コロナをきっかけとして、坊さんにとっては、祈りを生活に活かすということを皆さんに伝えるチャンスでもあります。インターネット配信の普及によって「誰かが祈っている姿」を目にする機会が増えたことは不幸中の幸いです。ダライ・ラマ法王猊下もご法話をネット配信されておりますが、お身体への負担が減るし、中国政府からの妨害や渡航先への圧力を避けることができて一石二鳥かもしれませんね。

 

日本人は古来から「冠婚葬祭」という人生の節目の儀礼や年中行事などの繰り返しの中で、文化や伝統をはじめ「命のつながり」のようなものを身につけてきた民族です。それが近代化によって失われつつあります。

当会の会員さんには香港のことをチベットに重ね合わせて見ておられる方も多いと思いますが、一般の方はどれほどピンと来ているでしょうか。BLM抗議の問題についても、日本にはそれほどアフリカ系や南米系の方がおられないので、なかなか意識しづらいですが、世界的には私たちも「カラード(有色人種)」です。実際、日本人は日常的に自分がどの(人種)グループに入るかということを意識することがありません。大正12年の関東大震災の時、カナダの黒人コミュニティが義援金を贈ってきてくださったというお話があります。当時のことなので現在よりも更に社会的地位は低かったことだと思いますが、それでも「同じ有色人種」である日本人の苦難に対して心を寄せてくださったわけです。島国だからか日本人は外国への連帯感が希薄ですが、多くの国が日本に対して恩義を感じていたり共感を持ってくれています。

日本人はとにかく勉強不足ですね。香港情勢は、いわば「北海道がロシアになる」ぐらいに大変なことです。

SNS等で目にする暴力的を「ひどいな」と他人事で見ていてはいけません。マスメディアが事実をそのまま報道してくれればいいのですが、印象操作が含まれることが多々あるように感じます。大手メディアは報道の自由を制限されているようですが、記者クラブなどで堂々と抗議すればいいと思うのですがね。日本政府も何か事情があるのか中国政府に対して強く非難できないようですし、本来は政府にできないことを新聞社はじめマスコミがするべきだと思います。我々がチベットや香港のために何らかの行動を起こすにしても、マスコミが動いてくれれば大きな力になるだけに残念です。中国本土では民衆が政府に対して異議を唱えないのは、強圧的な圧政があるので黙らざるを得ないわけですが、香港も同じ状況に入ってしまうのでしょうか。いずれ落ち着いて再び外国人が入れるようになるでしょうけど、その時はチベットと同様に中国が完全に支配した状況に陥ったということかもしれません。

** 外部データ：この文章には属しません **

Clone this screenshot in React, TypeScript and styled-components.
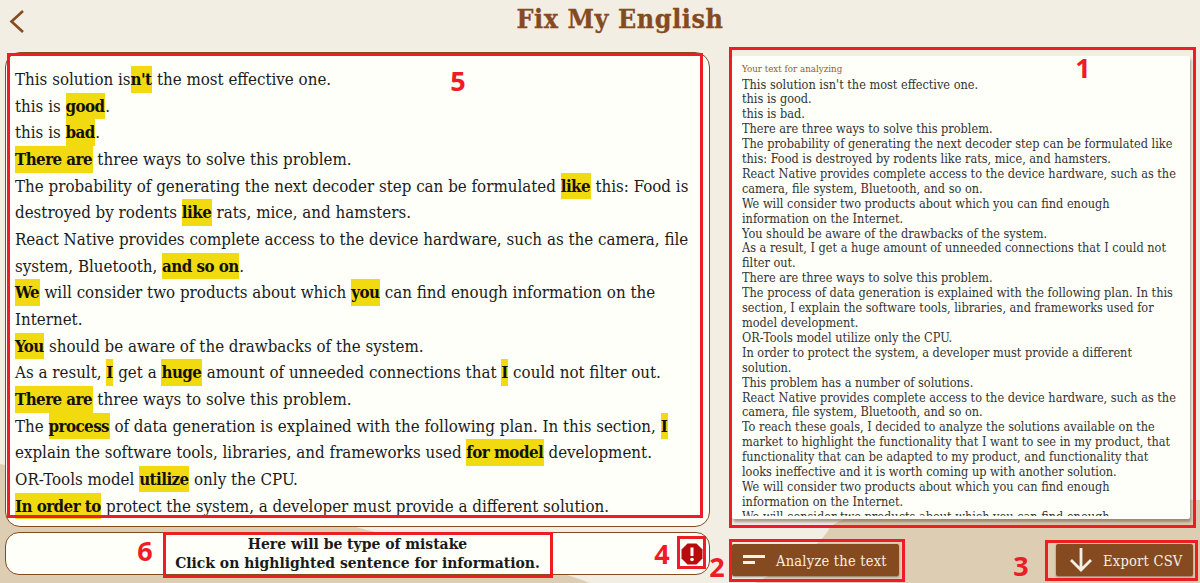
import React from "react";
import styled, { createGlobalStyle } from "styled-components";

const Global = createGlobalStyle`
  html, body { margin: 0; padding: 0; height: 583px; overflow: hidden; }
  #root { height: 583px; }
`;
const Fam = `"DejaVu Serif Condensed", "DejaVu Serif", serif`;
const Brown = "#854a20";

const Page = styled.div`
  position: relative; width: 1200px; height: 583px; overflow: hidden; background: #f3eee3;
  font-family: ${Fam}; display: flex; flex-direction: column;
`;
const Backdrop = styled.svg`position:absolute;inset:0;width:1200px;height:583px;`;
const Header = styled.header`
  position: relative; height: 52px; display:flex; align-items:flex-start; justify-content:center; padding-left:40px;
`;
const Back = styled.button`
  position:absolute; left:8px; top:8px; width:20px; height:28px; padding:0; border:0; background:none; display:flex;
`;
const Title = styled.h1`
  margin: 0; font-size: 26.6px; line-height: 38px; color: ${Brown}; font-weight: 700; letter-spacing: .6px;
  -webkit-text-stroke: .3px ${Brown};
`;
const Content = styled.main`
  position: relative; flex: 1; display: grid; grid-template-columns: 705px 1fr; padding-left: 5px; column-gap: 22px;
`;
const LeftCol = styled.section`display:flex;flex-direction:column;gap:5px;`;
const TextPanel = styled.div`
  height: 475px; box-sizing: border-box; background:#fdfff8; border:1px solid ${Brown}; border-radius:15px;
  padding: 13px 9px 0; font-size: 16.8px; line-height: 26.65px; color:#1b1b1b; overflow:hidden;
`;
const Hl = styled.b`
  display:inline-block; background:#f1da10; color:#111; font-weight:700; letter-spacing:-.55px; padding-right:.55px; height:26.65px;
`;
const Sent = styled.div``;
const InfoBar = styled.div`
  height: 43px; box-sizing:border-box; background:#fdfff8; border:1px solid ${Brown}; border-radius:14px;
  display:flex; align-items:center; justify-content:center; position:relative; padding-bottom:2px;
  font-size:15.5px; line-height:19px; font-weight:700; color:#1a1a1a; text-align:center;
`;
const InfoIcon = styled.svg`position:absolute;right:6px;top:10px;width:22px;height:22px;`;
const RightCol = styled.section`display:flex;flex-direction:column;padding-right:7px;`;
const Card = styled.div`
  margin-top: 4px; width: 458px; height: 463px; box-sizing:border-box; background:#fdfff8; border-radius:2px;
  box-shadow: 1px 3px 3px rgba(70,50,30,.45); padding: 7px 0 0 10px; overflow:hidden;
`;
const CardLabel = styled.div`font-size:9.7px;line-height:12px;color:#9a5a30;margin-bottom:2.5px;`;
const CardText = styled.div`width:437px;font-size:12.6px;line-height:14.9px;color:#333;height:438px;overflow:hidden;`;
const Actions = styled.div`display:flex;justify-content:space-between;margin-top:25px;`;
const Btn = styled.button<{ $w: number }>`
  width:${p=>p.$w}px; height:32px; background:${Brown}; border:0; border-radius:2px; box-shadow:0 1px 2px rgba(60,40,20,.5);
  color:#f5f0e4; font-family:${Fam}; font-size:14.6px; letter-spacing:.2px; display:flex; align-items:center; padding:0;
`;
const BtnIcon = styled.svg`flex:none;`;
const Annot = styled.div<{ $x:number;$y:number;$w:number;$h:number }>`
  position:absolute; left:${p=>p.$x}px; top:${p=>p.$y}px; width:${p=>p.$w}px; height:${p=>p.$h}px; box-sizing:border-box;
  border:3px solid #ee1c25; pointer-events:none;
`;
const Num = styled.span<{ $x:number;$y:number }>`
  position:absolute; left:${p=>p.$x}px; top:${p=>p.$y}px; transform:translate(-50%,-50%); color:#ee1c25;
  font-family:"Open Sans",sans-serif; font-weight:700; font-size:27px; line-height:1;
`;

const H = Hl;
export default function App(){
  return (
    <Page>
      <Global/>
      <Backdrop viewBox="0 0 1200 583" aria-hidden="true">
        <path d="M0 464 C 120 490 280 505 367 530 C 450 550 530 560 590 583 L0 583Z" fill="#ddcdb3"/>
        <path d="M1200 500 C 1050 495 880 490 830 527 C 822 545 790 565 755 583 L1200 583Z" fill="#ddcdb3"/>
      </Backdrop>
      <Header>
        <Back aria-label="Back">
          <svg width="20" height="28" viewBox="0 0 20 28" fill="none"><path d="M15 3 L3.5 13.5 L15 24" stroke="#854a20" strokeWidth="2.6"/></svg>
        </Back>
        <Title>Fix My English</Title>
      </Header>
      <Content>
        <LeftCol>
          <TextPanel>
            <Sent>This solution is<H>n't</H> the most effective one.</Sent>
            <Sent>this is <H>good</H>.</Sent>
            <Sent>this is <H>bad</H>.</Sent>
            <Sent><H>There are</H> three ways to solve this problem.</Sent>
            <Sent>The probability of generating the next decoder step can be formulated <H>like</H> this: Food is destroyed by rodents <H>like</H> rats, mice, and hamsters.</Sent>
            <Sent>React Native provides complete access to the device hardware, such as the camera, file system, Bluetooth, <H>and so on</H>.</Sent>
            <Sent><H>We</H> will consider two products about which <H>you</H> can find enough information on the Internet.</Sent>
            <Sent><H>You</H> should be aware of the drawbacks of the system.</Sent>
            <Sent>As a result, <H>I</H> get a <H>huge</H> amount of unneeded connections that <H>I</H> could not filter out.</Sent>
            <Sent><H>There are</H> three ways to solve this problem.</Sent>
            <Sent>The <H>process</H> of data generation is explained with the following plan. In this section, <H>I</H> explain the software tools, libraries, and frameworks used <H>for model</H> development.</Sent>
            <Sent>OR-Tools model <H>utilize</H> only the CPU.</Sent>
            <Sent><H>In order to</H> protect the system, a developer must provide a different solution.</Sent>
          </TextPanel>
          <InfoBar>
            <span>Here will be type of mistake<br/>Click on highlighted sentence for information.</span>
            <InfoIcon viewBox="0 0 22 22"><path d="M6.5 0.5H15.5L21.5 6.5V15.5L15.5 21.5H6.5L0.5 15.5V6.5Z" fill="#b80c0c"/><path d="M11 4.5V13" stroke="#fff" strokeWidth="3"/><circle cx="11" cy="16.5" r="1.8" fill="#fff"/></InfoIcon>
          </InfoBar>
        </LeftCol>
        <RightCol>
          <Card>
            <CardLabel>Your text for analyzing</CardLabel>
            <CardText>
              This solution isn't the most effective one.<br/>
              this is good.<br/>
              this is bad.<br/>
              There are three ways to solve this problem.<br/>
              The probability of generating the next decoder step can be formulated like this: Food is destroyed by rodents like rats, mice, and hamsters.<br/>
              React Native provides complete access to the device hardware, such as the camera, file system, Bluetooth, and so on.<br/>
              We will consider two products about which you can find enough information on the Internet.<br/>
              You should be aware of the drawbacks of the system.<br/>
              As a result, I get a huge amount of unneeded connections that I could not filter out.<br/>
              There are three ways to solve this problem.<br/>
              The process of data generation is explained with the following plan. In this section, I explain the software tools, libraries, and frameworks used for model development.<br/>
              OR-Tools model utilize only the CPU.<br/>
              In order to protect the system, a developer must provide a different solution.<br/>
              This problem has a number of solutions.<br/>
              React Native provides complete access to the device hardware, such as the camera, file system, Bluetooth, and so on.<br/>
              To reach these goals, I decided to analyze the solutions available on the market to highlight the functionality that I want to see in my product, that functionality that can be adapted to my product, and functionality that looks ineffective and it is worth coming up with another solution.<br/>
              We will consider two products about which you can find enough information on the Internet.<br/>
              We will consider two products about which you can find enough information on the Internet.
            </CardText>
          </Card>
          <Actions>
            <Btn $w={167}>
              <BtnIcon width="44" height="32" viewBox="0 0 44 32"><path d="M11 12.5H33M11 18.5H23" stroke="#f5f0e4" strokeWidth="3"/></BtnIcon>
              Analyze the text
            </Btn>
            <Btn $w={137}>
              <BtnIcon width="47" height="32" viewBox="0 0 47 32"><path d="M25 4V25M15 16L25 26L35 16" stroke="#f5f0e4" strokeWidth="2.8" fill="none"/></BtnIcon>
              Export CSV
            </Btn>
          </Actions>
        </RightCol>
      </Content>
      <Annot $x={7} $y={53} $w={696} $h={465}/>
      <Annot $x={729} $y={47} $w={467} $h={481}/>
      <Annot $x={729} $y={539} $w={176} $h={43}/>
      <Annot $x={1045} $y={540} $w={153} $h={41}/>
      <Annot $x={677} $y={536} $w={29} $h={33}/>
      <Annot $x={163} $y={532} $w={390} $h={46}/>
      <Num $x={458} $y={80}>5</Num>
      <Num $x={1083} $y={67}>1</Num>
      <Num $x={145} $y={550}>6</Num>
      <Num $x={662} $y={553}>4</Num>
      <Num $x={717} $y={566}>2</Num>
      <Num $x={1021} $y={565}>3</Num>
    </Page>
  );
}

昨今は、発展途上国であってもインターネットとスマホが普及しており、どんな辺境であっても連絡を取り合ったり、その国の様子をオンタイムで見ることが出来る時代です。ところが、チベットやウイグルの様子は全く伝わってきません。この点だけでも、かの地がいかに異常なことであるかが分かると思います。中国政府はインターネットを徹底的に監視しており、支配されている少数民族はもちろん、弾圧している側の人民解放軍や武装警察や一般の漢民族たちもネットを通じて「世界の人々が中国をどのような目で見ているのか」ということを知ることができないのです。

 

とにかく今は国内外ともにコロナ禍で不自由ですので、できることをできるなりにやるしかありません。宗教者はまず祈ることです。「祈るだけで何になる?」「祈っても仕方ない」というような考えが大手を振って歩いているような昨今ですが、私たちは「誰かが日々祈ることによって守られているものがある」ことを信じ、これからも祈りを根本としてチベットの問題を伝えてまいります。